At a special council meeting on Friday, the city released 71 city-owned properties to be converted into low-cost housing. This was in addition to 13 others released earlier this year.

Joburg has conducted an audit of some 500 bad buildings, 84 of which have been confirmed as hijacked.

Mayor Herman Mashaba said the city would continue to intensify multidisciplinary raids on hijacked buildings to fight criminal slum lords "who live off the desperate needs of residents".

Some 24 hijacked properties have been handed back to their rightful owners, he said, adding that the private sector would submit tenders.

To guarantee oversight as well as ensure that unscrupulous developers do not benefit at the expense of the city and its residents, buildings will be provided on a long-term lease basis to ensure that the buildings are developed and that the rentals are affordable for low-income households, the mayor pointed out.

The city will consider the following in the awarding of the tenders:

  • B-BBEE certification.

  • Size of the investment.

  • Number of units to be constructed.

  • Breakdown and the affordability of rentals.

  • Number of jobs created in the construction phase.

  • Number of artisans to be trained in the duration of construction.

  • Commitment to providing student accommodation in close proximity to campuses and along public transportation routes.

    "Undoubtedly, one of the highest challenges we face in the inner city is access to affordable housing and the increase in hijacked buildings," Mashaba said.

    "Through the Inner-City Housing Implementation Plan we are set to make the inner-city housing market work better for the poor," he added.

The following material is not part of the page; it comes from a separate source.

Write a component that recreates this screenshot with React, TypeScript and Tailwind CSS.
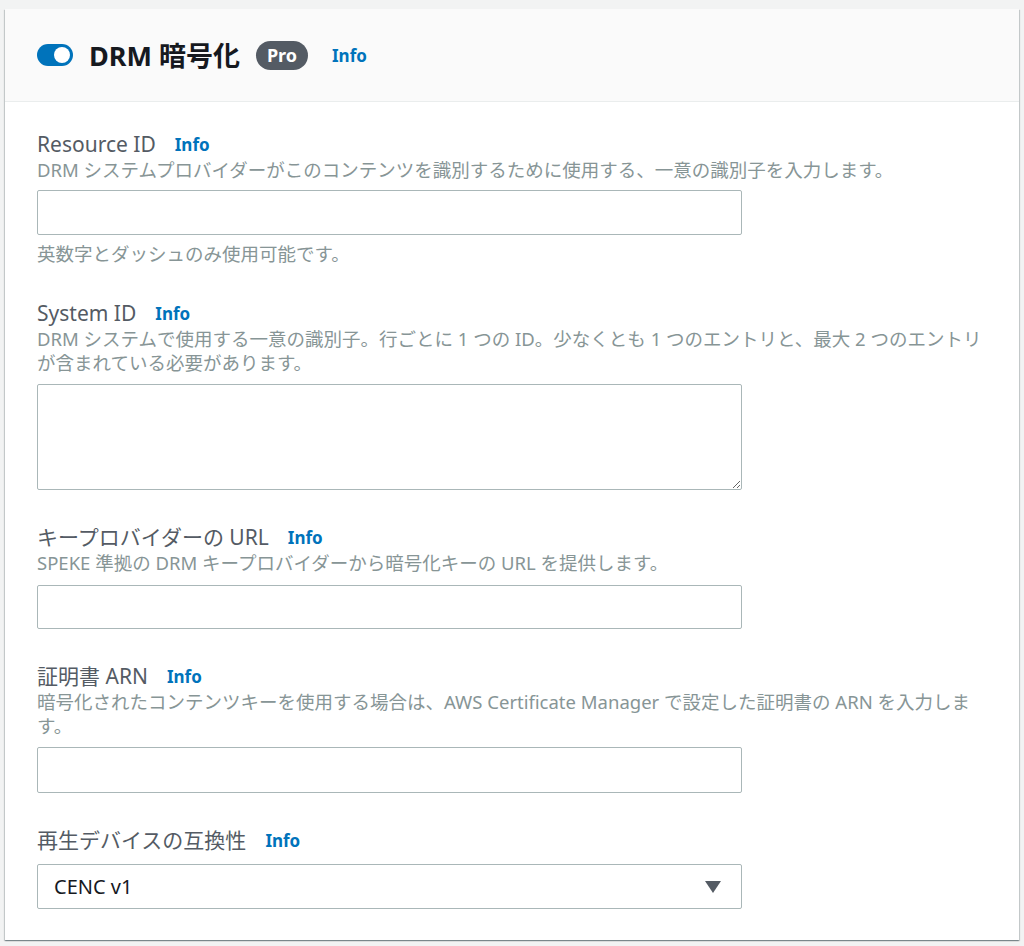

    Public-private partnerships, however, are crucial to this approach and the management of these relationships between the city, the developers and the community will be key to ensuring that the pro-poor principle of the project is upheld, the mayor said.

    "The city is taking all possible steps to determine who the real owners of the hijacked buildings are in order to begin the process of reclaiming these spaces.

    "Where owners cannot be identified, the city will look to expropriate these buildings to utilise them for housing development," Mashaba said.

    Housing for low-income earners was a priority for the city of Joburg, he pointed out.

    During the recent 2018/19 budget address, it was also announced that a draft policy had been proposed that every new development of 10 dwelling units or more must have 20% inclusionary housing for those earning R7 000 a month or less.

    The EFF has given the city a month in which to expropriate all hijacked and abandoned buildings and to turn them into student accommodation.

    Silumko Mabona, the EFF's Joburg regional secretary, said the party had noted the city's view on the expropriation of abandoned buildings, and called on the city to mandate Johannesburg Social Housing Company (Joshco) to refurbish the buildings and convert them to affordable housing and student accommodation.

    "A better managed Joshco with a focused leadership and headed by a chief executive who doesn't behave as if he's a law unto himself, can drive the rejuvenation of Joburg," Mabona said.